Marvin Sewell: Stepping Up to the Plate
Marvin Sewell might be the greatest guitarist you've never heard of. I first met Sewell at a recording session in 1995. (Sewell, saxophonist Gary Thomas, and I improvised over hip-hop tracks for two days; these sessions were edited into what become Thomas' Overkill: Murder In The Worst Degree, an album that we promoted in Europe on tours in 1995 and 1996.) I was struck immediately by Sewell's melodic, harmonic, and rhythmic approach. His improvisation sounded more like a saxophonist than a guitarist. His lines were very angular, and very unpredictable.
After touring with the Overkill band a few times, we met again in 1999 for my first tour with Cassandra Wilson. In that setting, Sewell played acoustic guitar with alternate tunings and played a lot of bluesy slide guitar. I was impressed with his versatility. Sewell spent over a decade with the legendary vocalist. Most recently, Sewell and I met up again on a tour of the U.K. with drummer Jack DeJohnette. Again, Sewell's unique approach really bowled me over. I found myself wondering why all guitarists didn't approach music like Sewell. (Also, Sewell, is not too shabby as a pianist; in fact, he easily knows more classical repertoire on piano than I do.)We had a small window of time during our detour to Tbilisi (in Georgia, the former Soviet territory), so I was able to grab an interview. Enjoy!
George Colligan: Marvin, how did you get started playing music? Describe some of your earliest musical memories, and how did you go from that to wanting to become a musician?
Marvin Sewell: There was a guy by the name of Wallace Beard, he lived across the street from me and played bass. At the time I was heavily into baseball, wanted to be a professional baseball player. I played baseball every day.
GC: How old were you?
MS: Probably about nine, ten to around thirteen or fourteen. I played baseball every day, watched baseball, knew everything about baseball. I used to really enjoy when the games were delayed by rain. In between that, they would show these clips of professional baseball players giving tips. It's because growing up in an inner city, a lot of times the problem with playing baseball is not that you're not good, it's that you haven't been trained. You don't know what to do.
GC: And you're from Chicago. What part?
MS: Primarily the west side, I grew up in what we used to call a rough part of Chicago called the Lawndale Community, or K-Town, its nickname. Then we moved near the suburbs to the Austin area, which is right across the street from Old Park, Illinois. So when we moved to the Austin area there was this guy named Wallace Beard who played bass. He was a really cool guy, had all the girls, great bassist. I wanted to be like him, so I'd hang out with him and learn to play bass. But I'm left-handed, so I learned to take a right-handed bass and play upside down. And then I started hearing cats like Ernie Isley, Jimi Hendrix and I started hearing more stuff on guitar, so I switched to guitar. And Wallace used to play with a lot of gospel bands, basement R&B bands, so I used to go to the rehearsals and hang out and watch the guitar players and see what they were doing, and finally decided that I thought because it would give my parents an incentive to get me a cheaper guitar, I decided to switch and play it on the right side. But that didn't work [laughs].

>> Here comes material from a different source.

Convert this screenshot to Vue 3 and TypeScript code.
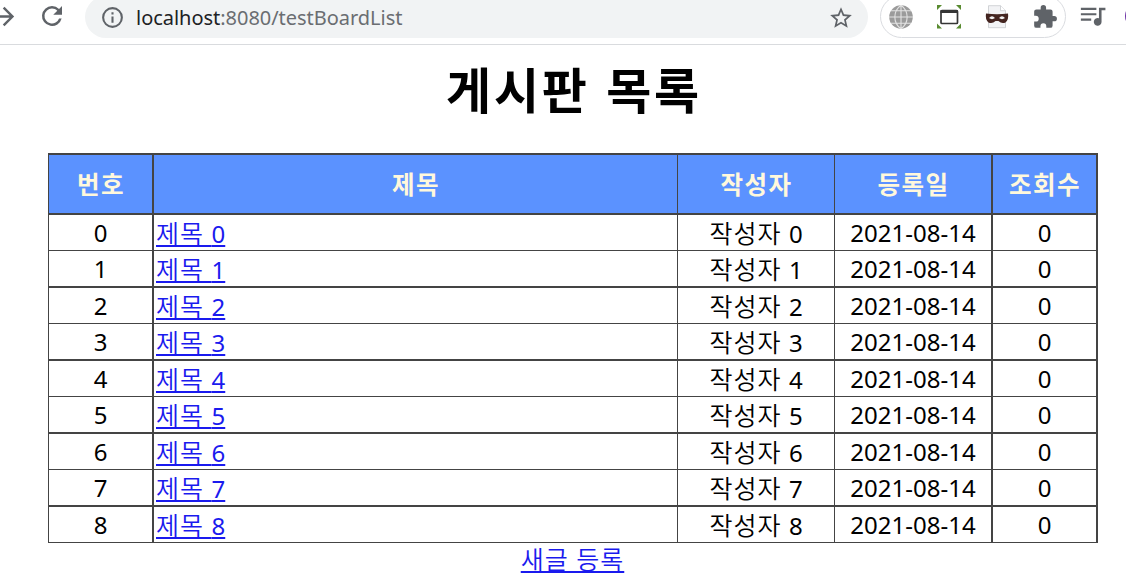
<script setup lang="ts">
interface Post {
  id: number
  date: string
  views: number
}

const posts: Post[] = Array.from({ length: 9 }, (_, id) => ({ id, date: '2021-08-14', views: 0 }))
const headers: string[] = ['번호', '제목', '작성자', '등록일', '조회수']
</script>

<template>
  <div class="window">
    <header class="toolbar">
      <svg class="forward" viewBox="0 0 24 24"><path d="M12 4l-1.41 1.41L16.17 11H4v2h12.17l-5.58 5.59L12 20l8-8z" /></svg>
      <svg class="reload" viewBox="0 0 24 24"><path d="M17.65 6.35A7.96 7.96 0 0 0 12 4a8 8 0 1 0 7.73 10h-2.08A6 6 0 1 1 12 6c1.66 0 3.14.69 4.22 1.78L13 11h7V4z" /></svg>
      <div class="omnibox">
        <svg class="info" viewBox="0 0 24 24"><path d="M11 17h2v-6h-2zm1-15a10 10 0 1 0 0 20 10 10 0 0 0 0-20zm0 18a8 8 0 1 1 0-16 8 8 0 0 1 0 16zM11 9h2V7h-2z" /></svg>
        <span class="url"><span class="host">localhost</span>:8080/testBoardList</span>
        <svg class="star" viewBox="0 0 24 24"><path d="M22 9.24l-7.19-.62L12 2 9.19 8.63 2 9.24l5.46 4.73L5.82 21 12 17.27 18.18 21l-1.63-7.03zM12 15.4l-3.76 2.27 1-4.28-3.32-2.88 4.38-.38L12 6.1l1.71 4.04 4.38.38-3.32 2.88 1 4.28z" /></svg>
      </div>
      <div class="extensions">
        <svg class="globe" viewBox="0 0 24 24">
          <circle cx="12" cy="12" r="11.8" fill="#9b9b9b" />
          <path d="M12 0v24M0 12h24M2 5.7h20M2 18.3h20M12 .2C3.8 6 3.8 18 12 23.8M12 .2c8.200 5.800 8.200 17.800 0 23.600" fill="none" stroke="#e3e3e3" stroke-width="1.100" />
        </svg>
        <svg class="capture" viewBox="0 0 24 24">
          <path d="M0 0h5L0 5zM19 0h5v5zM0 18.500l5 5H0zM24 18.500v5h-5z" fill="#598b30" />
          <rect x="4" y="5.500" width="16.500" height="13" rx="1" fill="#fff" stroke="#353535" stroke-width="1.700" />
          <path d="M3.500 5h17.500v3H3.500z" fill="#353535" />
        </svg>
        <svg class="mask" viewBox="0 0 24 24">
          <path d="M3.500.7h12l5 5v17h-17z" fill="#f2f3f5" stroke="#c6c9cd" stroke-width=".8" />
          <path d="M15.500.7v5h5" fill="#fff" stroke="#c6c9cd" stroke-width=".8" />
          <path d="M1 8.500q11 1.500 22 0 1 6-2.500 9-4 1.500-7-1.500h-3q-3 3-7 1.500Q0 14.500 1 8.500z" fill="#442520" />
          <path d="M4 13q3-3.500 6 0-3 2.300-6 0zM14 13q3-3.500 6 0-3 2.300-6 0z" fill="#f2f2f2" />
        </svg>
        <svg class="puzzle" viewBox="0 0 24 24"><path d="M20.500 11H19V7a2 2 0 0 0-2-2h-4V3.500a2.500 2.500 0 0 0-5 0V5H4a2 2 0 0 0-2 2v3.800h1.500a2.700 2.700 0 0 1 0 5.400H2V20a2 2 0 0 0 2 2h3.800v-1.500a2.700 2.700 0 0 1 5.400 0V22H17a2 2 0 0 0 2-2v-4h1.500a2.500 2.500 0 0 0 0-5z" /></svg>
      </div>
      <svg class="music" viewBox="0 0 24 24"><path d="M15 6H3v1.700h12zm0 4.200H3v1.700h12zM3 16h8v-1.700H3zM17 6v8.180A3 3 0 1 0 19 17V8h3V6z" /></svg>
      <span class="avatar"></span>
    </header>

    <main>
      <h1>게시판 목록</h1>
      <div class="board" role="table">
        <div class="row head" role="row">
          <div v-for="h in headers" :key="h" class="cell" role="columnheader">{{ h }}</div>
        </div>
        <div v-for="p in posts" :key="p.id" class="row" role="row">
          <div class="cell">{{ p.id }}</div>
          <div class="cell title"><a><span class="ko">제목 </span>{{ p.id }}</a></div>
          <div class="cell"><span class="ko">작성자 </span>{{ p.id }}</div>
          <div class="cell">{{ p.date }}</div>
          <div class="cell">{{ p.views }}</div>
        </div>
      </div>
      <a class="new ko">새글 등록</a>
    </main>
  </div>
</template>

<style>
body {
  margin: 0;
  background: #fff;
}
</style>

<style scoped>
.window {
  width: 1126px;
  height: 583px;
  overflow: hidden;
  font-family: "Noto Sans", "Noto Sans CJK KR", sans-serif;
  color: #000;
}
.toolbar {
  display: flex;
  align-items: flex-start;
  height: 44px;
  overflow: hidden;
  border-bottom: 1px solid #d9dbde;
}
svg {
  display: block;
  flex: none;
  fill: #5f6368;
}
.forward {
  width: 29px;
  height: 29px;
  margin: 2px 0 0 -10px;
}
.reload {
  width: 30px;
  height: 30px;
  margin: 1px 0 0 18px;
}
.omnibox {
  display: flex;
  align-items: center;
  flex: none;
  box-sizing: border-box;
  width: 783px;
  height: 42px;
  margin: -4px 0 0 18px;
  padding: 1px 14px 0 15px;
  border-radius: 21px;
  background: #f1f3f4;
}
.info {
  width: 25px;
  height: 25px;
}
.url {
  flex: 1;
  margin-left: 11px;
  font-size: 20px;
  line-height: 28px;
  letter-spacing: -0.03px;
  color: #6a6d71;
  white-space: nowrap;
}
.host {
  color: #202124;
}
.star {
  width: 26px;
  height: 26px;
}
.extensions {
  display: flex;
  align-items: center;
  flex: none;
  box-sizing: border-box;
  width: 186px;
  height: 43px;
  margin: -5px 0 0 12px;
  padding-left: 8px;
  border: 1.5px solid #dadce0;
  border-radius: 22px;
}
.globe {
  width: 24px;
  height: 24px;
}
.capture {
  width: 24px;
  height: 24px;
  margin-left: 24px;
}
.mask {
  width: 24px;
  height: 24px;
  margin-left: 24px;
}
.puzzle {
  width: 26px;
  height: 26px;
  margin-left: 23px;
}
.music {
  width: 31px;
  height: 31px;
  margin: 0 0 0 11px;
}
.avatar {
  flex: none;
  width: 26px;
  height: 26px;
  margin: 3px 0 0 17px;
  border-radius: 50%;
  background: #6b2fa5;
}
main {
  display: flex;
  flex-direction: column;
}
h1 {
  height: 108px;
  margin: 0;
  padding-left: 22px;
  font-size: 49px;
  line-height: 90px;
  font-weight: 700;
  text-align: center;
  letter-spacing: 2.8px;
  word-spacing: 1px;
}
.board {
  width: 1049px;
  margin-left: 48px;
  border-top: 2px solid #444;
  border-left: 1px solid #444;
}
.row {
  display: grid;
  grid-template-columns: 105px 524px 157px 158px 105px;
  height: 36px;
}
.row:nth-child(odd) {
  height: 37px;
}
.row.head {
  height: 60px;
}
.cell {
  box-sizing: border-box;
  overflow: hidden;
  border-right: 1px solid #444;
  border-bottom: 1px solid #444;
  font-size: 24px;
  line-height: 36px;
  text-align: center;
  white-space: nowrap;
}
.cell:nth-child(1),
.cell:nth-child(4),
.cell:nth-child(5) {
  border-right-width: 2px;
}
.row:nth-child(odd) .cell {
  border-bottom-width: 2px;
}
.ko {
  font-size: 25px;
  letter-spacing: 1px;
  font-weight: 350;
}
.head .cell {
  background: #5b92ff;
  color: #fff8dc;
  font-size: 24.5px;
  letter-spacing: 1.4px;
  padding-left: 1px;
  font-weight: 700;
  line-height: 60px;
}
.cell.title {
  padding-left: 2px;
  text-align: left;
}
a {
  color: #1a1aee;
  text-decoration: underline;
  text-decoration-thickness: 2px;
  text-underline-offset: 2px;
}
.new {
  align-self: center;
  margin-left: 19px;
  line-height: 33px;
}
</style>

My uncle had bought my brother a guitar a few years back, he had bought him a Silvertone that you'd get from Sears and Roebuck. They're worth a little bit of money now, it was a guitar that came with the case and within the case there was an amplifier. So I started messing around with that and hanging around the guitar players at these basement bands, and I was just trying to learn chords and pick up what the rhythm guitar was doing. So I started getting into that and one time I found myself trying to be slick.
A cousin of mine gave me a Mel Bay book to check out and then one time I found a book that had thousands and thousands of guitar chords. And it was good, and it was almost like that old saying where a dog chasing a car, and once he catches it he doesn't know what to do with it. I knew all of these chords, I didn't knowthe book didn't have any applications. And I learned how to do a lot of that. Somehow I got hooked up with a summer job at Malcolm X Community College and they had a big band. And I started getting into that and I really start going into a jazz stretch, but before that I was into the soul, rock, R&B. Then I heard Stanley Clarke's record School Days and that flipped me out.